Ensuring that women benefit equally to men from the mining of high value minerals, like gold, is a problem in African countries that are harnessing mineral resources to improve development.
“There is a real push to ensure women’s equality is being included in a number of policy areas, including mining,” said Buss. “This is an important development because mining, somewhat counterintuitively, has important impacts on women. The problem is that while there seems to be some political will to ensure new laws on mining include and benefit women, there isn’t a lot of clarity about how to do this. This is where our project comes in.”
Artisanal and small-scale mining (ASM), employs an estimated 10 million people in Africa; 40 to 50 per cent are women.
“We are excited to draw on partners in Canadian and African universities, African civil society organizations and multilateral organizations for our research on gender and artisanal gold mining in Kenya, Sierra Leone and Mozambique,” said Rutherford. “This is a great opportunity to mobilize our research in ways that support initiatives concerning mining and gender in sub-Saharan Africa.”
This project aims to deliver training adapted to the specific needs of those who are engaged in developing policies on gender and resource governance.

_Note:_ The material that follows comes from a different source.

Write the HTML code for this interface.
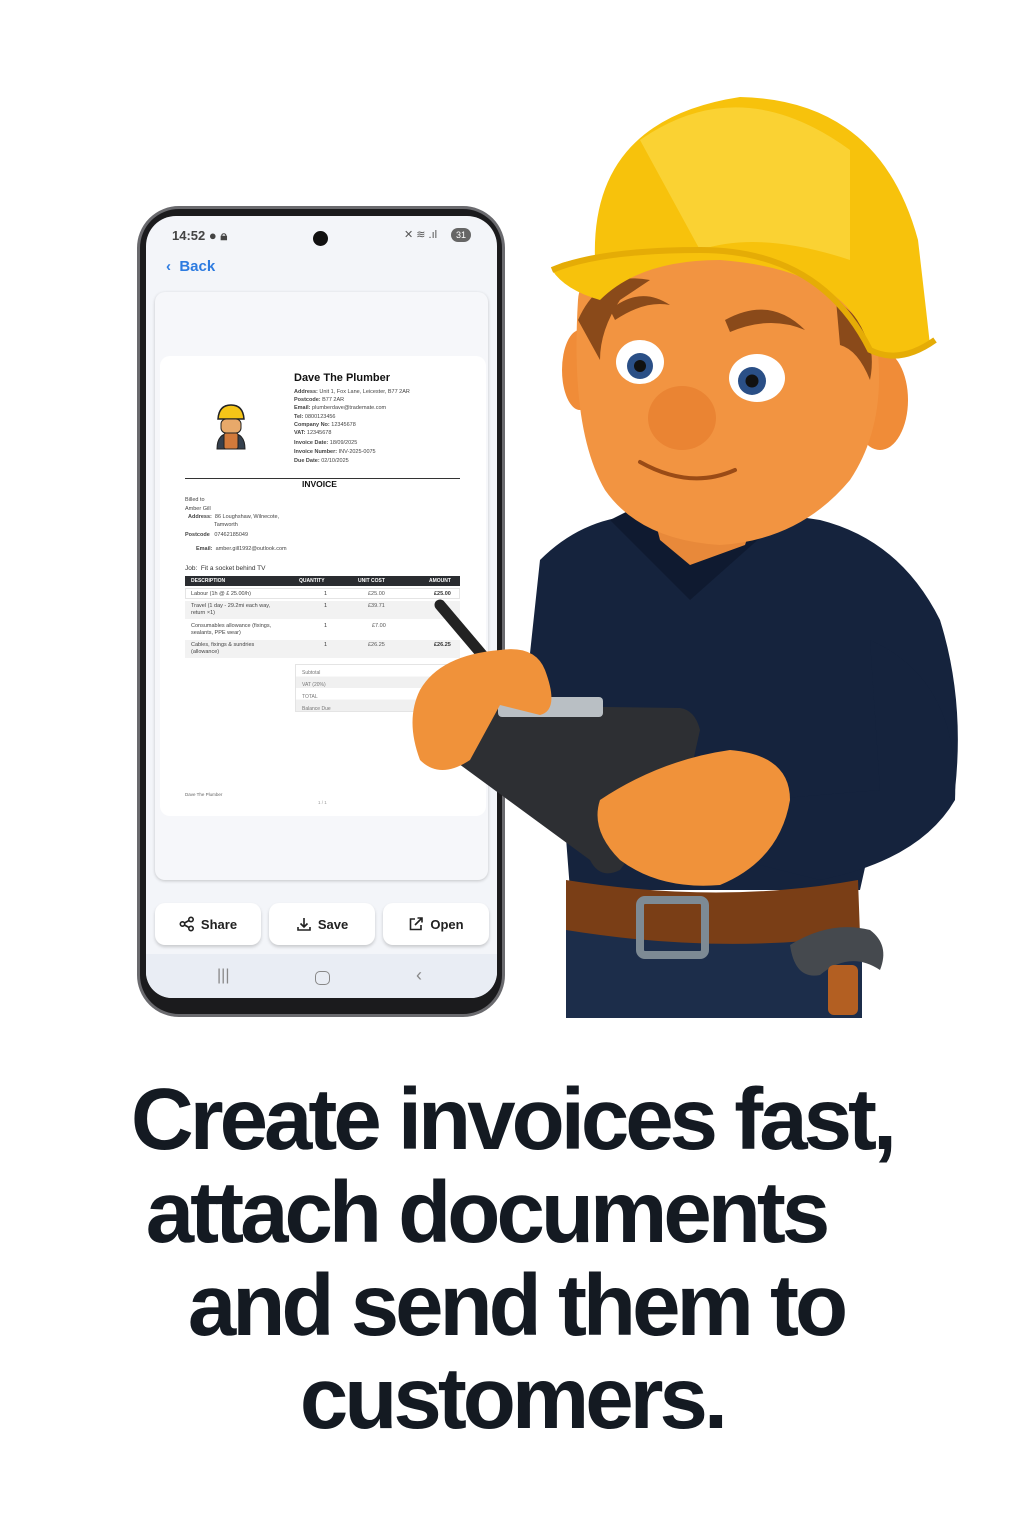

Buss and Rutherford have been collaboratively researching women’s livelihoods in artisanal and small-scale mining in a number of African countries, gathering data on women’s activities in ASM, as well as the gendered organization of mining and resource governance in sub-Saharan Africa.
These research results are emerging at the same time that policy-makers are developing interventions to regulate ASM, increase its economic potential and address environmental, labour and social problems. Despite the significant role of women in artisanal mining, efforts to regulate the sector in sub-Saharan Africa appear to be designed without consideration of the impact on women’s economic roles.